Illinois businesses can be fined for not enforcing mask wearing and crowd limits under an emergency rule from Gov. JB Pritzker that survived a hearing by the JCAR panel last Tuesday.

An attempt to block the rule from taking effect failed in the bi-partisan Joint Committee on Administrative Rules. The six Republican members of the committee all voted to stop the rule, but their attempt fell short, needing eight votes to pass.

Administration officials said the rule will give authorities another tool by which to press people to wear masks in public to control the spread of the coronavirus. They said it is particularly important as the state is seeing an uptick in cases of COVID-19 since the state more fully reopened its economy at the end of June.

Republicans on the panel said the rule still puts unfair pressure on businesses to enforce the mask mandate. They also said the rule conflicts with existing state law and legislation should be enacted by the full General Assembly to address issues connected with the coronavirus pandemic.

Pritzker said that “local governments now have an additional way to keep their communities safe.”

“The vast majority of our communities and business owners are doing what’s right,” Pritzker said. “These rules will provide multiple opportunities for compliance before any penalty is issued and will help ensure that the minority of people who refuse to act responsibly won’t take our state backward. These rules will ensure there is a commonsense way to enforce public health guidelines with an emphasis on education first so that Illinois can continue to make substantial progress in our fight against COVID-19.”

The Illinois Fuel and Retail Association, which represents gas stations/convenience stores, said the rule will make doing business in Illinois more difficult.

“We do not oppose a strong public push for wearing masks and taking other protective measures in the fight against COVID-19, but requiring masks and punishing business owners, not customers, for not using them just doesn’t make sense,” said CEO Josh Sharp. “We are not the problem and yet again we are being treated as criminals. It’s not right and it will not work.”

The rule is a revision on one Pritzker tried to get approved in May to put some teeth into the requirement to wear masks and take other steps to control the spread of the virus. That rule was headed to defeat in JCAR when Pritzker abruptly withdrew it. Several lawmakers said they were concerned that business owners could face jail time for not enforcing the anti-virus rules.

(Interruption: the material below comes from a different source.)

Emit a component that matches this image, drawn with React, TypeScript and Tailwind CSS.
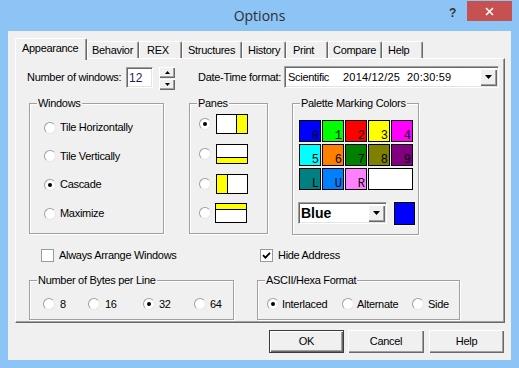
import React from "react";

const Radio = ({ checked = false }: { checked?: boolean }) => (
  <span className="relative inline-block w-[12px] h-[12px] rounded-full bg-white border border-t-[#a0a0a0] border-l-[#a0a0a0] border-b-[#e6e6e6] border-r-[#e6e6e6] shrink-0">
    {checked && <span className="absolute left-[3px] top-[3px] w-[4px] h-[4px] rounded-full bg-black" />}
  </span>
);

const Check = ({ checked = false }: { checked?: boolean }) => (
  <span className="inline-flex w-[13px] h-[13px] bg-white border border-[#9a9a9a] shrink-0 items-center justify-center">
    {checked && (
      <svg width="9" height="9" viewBox="0 0 9 9">
        <path d="M1 4.2 L3.4 6.6 L8 1.8" stroke="black" strokeWidth="1.8" fill="none" />
      </svg>
    )}
  </span>
);

const Group = ({ label, className, children }: { label: string; className: string; children?: React.ReactNode }) => (
  <div className={"relative border border-[#a0a0a0] shadow-[inset_1px_1px_0_#fff,1px_1px_0_#fff] " + className}>
    <span className="absolute left-[7px] top-[-8px] px-[1px] bg-[#f0f0f0] leading-[14px] whitespace-nowrap">{label}</span>
    {children}
  </div>
);

const DropBtn = () => (
  <div className="w-[17px] h-[17px] bg-[#f0f0f0] shadow-[inset_1px_1px_0_#fff,inset_-1px_-1px_0_#696969,inset_-2px_-2px_0_#a0a0a0] flex items-center justify-center">
    <svg width="7" height="4" viewBox="0 0 7 4">
      <polygon points="0,0 7,0 3.5,4" fill="black" />
    </svg>
  </div>
);

const sunken =
  "border border-t-[#a0a0a0] border-l-[#a0a0a0] border-r-white border-b-white shadow-[inset_1px_1px_0_#696969,inset_-1px_-1px_0_#e3e3e3] bg-white";

const tabs = [
  { label: "Appearance", w: "w-[72px]", pl: "pl-[6px]", sel: true },
  { label: "Behavior", w: "w-[52px]", pl: "pl-[4px]" },
  { label: "REX", w: "w-[43px]", pl: "pl-[7px]" },
  { label: "Structures", w: "w-[60px]", pl: "pl-[5px]" },
  { label: "History", w: "w-[44px]", pl: "pl-[5px]" },
  { label: "Print", w: "w-[42px]", pl: "pl-[6px]" },
  { label: "Compare", w: "w-[54px]", pl: "pl-[4px]" },
  { label: "Help", w: "w-[41px]", pl: "pl-[5px]" },
];

const palette: { bg: string; t: string }[] = [
  { bg: "bg-[#0000ff]", t: "0" },
  { bg: "bg-[#00ff00]", t: "1" },
  { bg: "bg-[#ff0000]", t: "2" },
  { bg: "bg-[#ffff00]", t: "3" },
  { bg: "bg-[#ff00ff]", t: "4" },
  { bg: "bg-[#00ffff]", t: "5" },
  { bg: "bg-[#ff8000]", t: "6" },
  { bg: "bg-[#008000]", t: "7" },
  { bg: "bg-[#808000]", t: "8" },
  { bg: "bg-[#800080]", t: "9" },
  { bg: "bg-[#008080]", t: "L" },
  { bg: "bg-[#0080ff]", t: "U" },
  { bg: "bg-[#ff80ff]", t: "R" },
];

const btn =
  "h-[23px] flex items-center justify-center bg-[#f0f0f0] shadow-[inset_1px_1px_0_#fff,inset_-1px_-1px_0_#696969,inset_-2px_-2px_0_#a0a0a0]";

export default function App() {
  return (
    <div className="w-[519px] h-[368px] bg-[#8cc4f6] flex flex-col font-['Liberation_Sans',Arial,sans-serif] text-[11px] tracking-[-0.3px] text-black overflow-hidden">
      {/* Title bar */}
      <div className="relative h-[31px] flex items-center justify-center">
        <span className="font-['Open_Sans',sans-serif] text-[14px] tracking-normal text-[#2e2e2e] -mt-[1px]">Options</span>
        <div className="absolute right-[7px] top-[1px] flex items-start">
          <span className="font-['Liberation_Sans',Arial,sans-serif] font-bold text-[12px] leading-none mr-[11px] mt-[6px] text-[#333]">?</span>
          <div className="w-[45px] h-[20px] bg-[#c75050] flex items-center justify-center">
            <svg width="9" height="9" viewBox="0 0 9 9">
              <path d="M1 1 L8 8 M8 1 L1 8" stroke="white" strokeWidth="1.6" />
            </svg>
          </div>
        </div>
      </div>

      {/* Client */}
      <div className="ml-[8px] w-[503px] h-[329px] bg-[#f0f0f0] flex flex-col">
        {/* Tabs */}
        <div className="mt-[6px] ml-[7px] h-[21px] flex items-end">
          {tabs.map((t) =>
            t.sel ? (
              <div
                key={t.label}
                className={`relative z-10 ${t.w} h-[22px] -mb-[2px] bg-[#f0f0f0] border-t border-l border-white border-r border-r-[#696969] rounded-t-[2px] shadow-[inset_-1px_0_0_#a0a0a0] ${t.pl} pt-[2px] leading-[14px]`}
              >
                {t.label}
              </div>
            ) : (
              <div
                key={t.label}
                className={`${t.w} h-[17px] bg-[#f0f0f0] border-t border-l border-white border-r border-r-[#696969] rounded-t-[2px] shadow-[inset_-1px_0_0_#a0a0a0] ${t.pl} flex items-center`}
              >
                {t.label}
              </div>
            )
          )}
        </div>

        {/* Panel */}
        <div className="ml-[7px] w-[490px] h-[265px] border-t border-l border-white border-r border-b border-r-[#696969] border-b-[#696969] shadow-[inset_-1px_-1px_0_#a0a0a0] flex flex-col">
          {/* Row 1 */}
          <div className="mt-[7px] h-[22px] flex items-start">
            <span className="ml-[11px] w-[99px] leading-[22px]">Number of windows:</span>
            <div className={`${sunken} mt-[1px] w-[27px] h-[21px] flex items-center pl-[2px] text-[12px] text-[#1e1a66] tracking-normal`}>12</div>
            <div className="ml-[6px] mt-[1px] flex flex-col gap-[1px]">
              <div className={`${btn} !h-[11px] w-[16px]`}>
                <svg width="5" height="3" viewBox="0 0 5 3">
                  <polygon points="0,3 5,3 2.5,0" fill="black" />
                </svg>
              </div>
              <div className={`${btn} !h-[11px] w-[16px]`}>
                <svg width="5" height="3" viewBox="0 0 5 3">
                  <polygon points="0,0 5,0 2.5,3" fill="black" />
                </svg>
              </div>
            </div>
            <span className="ml-[23px] w-[86px] leading-[22px]">Date-Time format:</span>
            <div className={`${sunken} w-[215px] h-[22px] flex items-center justify-between pl-[3px] pr-[1px]`}>
              <div className="flex items-center whitespace-nowrap text-[11px]">
                <span className="w-[55px]">Scientific</span>
                <span className="w-[64px] tracking-[0.2px]">2014/12/25</span>
                <span className="tracking-[0.2px]">20:30:59</span>
              </div>
              <DropBtn />
            </div>
          </div>

          {/* Groups row */}
          <div className="mt-[15px] flex items-start">
            <Group label="Windows" className="ml-[13px] w-[135px] h-[131px]">
              <div className="flex flex-col pt-[9px] pl-[14px]">
                <div className="h-[29px] flex items-center">
                  <Radio />
                  <span className="ml-[4px]">Tile Horizontally</span>
                </div>
                <div className="h-[28px] flex items-center">
                  <Radio />
                  <span className="ml-[4px]">Tile Vertically</span>
                </div>
                <div className="h-[29px] flex items-center">
                  <Radio checked />
                  <span className="ml-[4px]">Cascade</span>
                </div>
                <div className="h-[29px] flex items-center">
                  <Radio />
                  <span className="ml-[4px]">Maximize</span>
                </div>
              </div>
            </Group>

            <Group label="Panes" className="ml-[25px] w-[79px] h-[131px]">
              <div className="flex flex-col pt-[5px] pl-[9px]">
                <div className="h-[30px] flex items-center">
                  <Radio checked />
                  <div className="ml-[5px] w-[32px] h-[20px] border border-black bg-white flex">
                    <div className="flex-1" />
                    <div className="w-[11px] border-l border-black bg-[#ffff00]" />
                  </div>
                </div>
                <div className="h-[30px] flex items-center">
                  <Radio />
                  <div className="ml-[5px] w-[32px] h-[20px] border border-black bg-white flex flex-col">
                    <div className="flex-1" />
                    <div className="h-[6px] border-t border-black bg-[#ffff00]" />
                  </div>
                </div>
                <div className="h-[29px] flex items-center">
                  <Radio />
                  <div className="ml-[5px] w-[32px] h-[20px] border border-black bg-white flex">
                    <div className="w-[11px] border-r border-black bg-[#ffff00]" />
                    <div className="flex-1" />
                  </div>
                </div>
                <div className="h-[29px] flex items-center">
                  <Radio />
                  <div className="ml-[4px] w-[32px] h-[20px] border border-black bg-white flex flex-col">
                    <div className="h-[6px] border-b border-black bg-[#ffff00]" />
                    <div className="flex-1" />
                  </div>
                </div>
              </div>
            </Group>

            <Group label="Palette Marking Colors" className="ml-[24px] w-[127px] h-[132px]">
              <div className="pt-[16px] pl-[6px]">
                <div className="grid grid-cols-[22px_22px_22px_22px_22px] gap-x-[1px] gap-y-[2px] w-[114px]">
                  {palette.map((p) => (
                    <div
                      key={p.t}
                      className={`${p.bg} h-[22px] border border-black flex items-end justify-end pr-[1px] font-['Liberation_Mono',monospace] text-[12px] leading-[10px] tracking-normal`}
                    >
                      {p.t}
                    </div>
                  ))}
                  <div className="col-span-2 h-[22px] border border-black bg-white" />
                </div>
                <div className="mt-[12px] -ml-[1px] flex items-start">
                  <div className={`${sunken} w-[89px] h-[22px] flex items-center justify-between pl-[2px] pr-[1px]`}>
                    <span className="font-bold text-[14px] tracking-normal">Blue</span>
                    <DropBtn />
                  </div>
                  <div className="ml-[7px] w-[21px] h-[23px] border border-black bg-[#0000ff] shadow-[0_0_0_1px_#f8f8f8]" />
                </div>
              </div>
            </Group>
          </div>

          {/* Checkbox row */}
          <div className="mt-[14px] h-[13px] flex items-center">
            <div className="ml-[25px] w-[219px] flex items-center">
              <Check />
              <span className="ml-[5px]">Always Arrange Windows</span>
            </div>
            <Check checked />
            <span className="ml-[5px]">Hide Address</span>
          </div>

          {/* Bottom groups */}
          <div className="mt-[18px] flex items-start">
            <Group label="Number of Bytes per Line" className="ml-[13px] w-[205px] h-[40px]">
              <div className="h-full pt-[8px] pl-[13px] flex items-center">
                <div className="w-[45px] flex items-center">
                  <Radio />
                  <span className="ml-[5px]">8</span>
                </div>
                <div className="w-[55px] flex items-center">
                  <Radio />
                  <span className="ml-[5px]">16</span>
                </div>
                <div className="w-[51px] flex items-center">
                  <Radio checked />
                  <span className="ml-[4px]">32</span>
                </div>
                <div className="flex items-center">
                  <Radio />
                  <span className="ml-[4px]">64</span>
                </div>
              </div>
            </Group>
            <Group label="ASCII/Hexa Format" className="ml-[23px] w-[203px] h-[40px]">
              <div className="h-full pt-[8px] pl-[9px] flex items-center">
                <div className="w-[75px] flex items-center">
                  <Radio checked />
                  <span className="ml-[3px]">Interlaced</span>
                </div>
                <div className="w-[70px] flex items-center">
                  <Radio />
                  <span className="ml-[3px]">Alternate</span>
                </div>
                <div className="flex items-center">
                  <Radio />
                  <span className="ml-[4px]">Side</span>
                </div>
              </div>
            </Group>
          </div>
        </div>

        {/* Buttons */}
        <div className="mt-[7px] flex justify-end pr-[7px]">
          <div className={`${btn} w-[75px] border border-[#3c3c3c]`}>OK</div>
          <div className={`${btn} ml-[4px] w-[76px]`}>Cancel</div>
          <div className={`${btn} ml-[5px] w-[75px]`}>Help</div>
        </div>
      </div>
    </div>
  );
}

The administration revamped the rule to eliminate jail time, but to preserve the potential for fines after a business is given two warnings. The first is a warning that the business isn’t enforcing guidelines for wearing masks and limiting crowd sizes and that it must comply. The second is a written notice that some customers must leave the premises for violating mask or distancing rules. Finally, continued violations can result in fines of $75 to $2,500 and a Class A misdemeanor charge.

Republicans on the oversight panel said the rule puts an unfair burden on businesses. Many area representatives said their offices was inundated with hundreds of emails and phone calls from business owners concerned with how they would be able to comply with the rule. Others stated they wanted to comply but wanted direction from their local governments, health departments, and law enforcement on how to do it correctly.

Pritzker’s general counsel Ann Spillane said the administration made changes from the original proposal in May and would consider alterations to the rule in the future, but that it is important to get a rule in place.

“We think as we’re seeing numbers tick up now, it’s a very critical moment and it’s important to have this in place,” she said.

Spillane said the administration heard from law enforcement agencies that said a rule like this would be a help when officers are asked to break up large gatherings or address mask wearing.

The new version of the rule also makes it clear that different establishments face different circumstances, she said. A tiny story with one clerk on duty can’t do the same kind of enforcement as a larger store. Also, the earlier version made it appear that full compliance was required.

Illinois reported 2,264 new cases of COVID-19 on Friday and there are now 14 counties including Moultrie County listed at the warning level for a resurgence.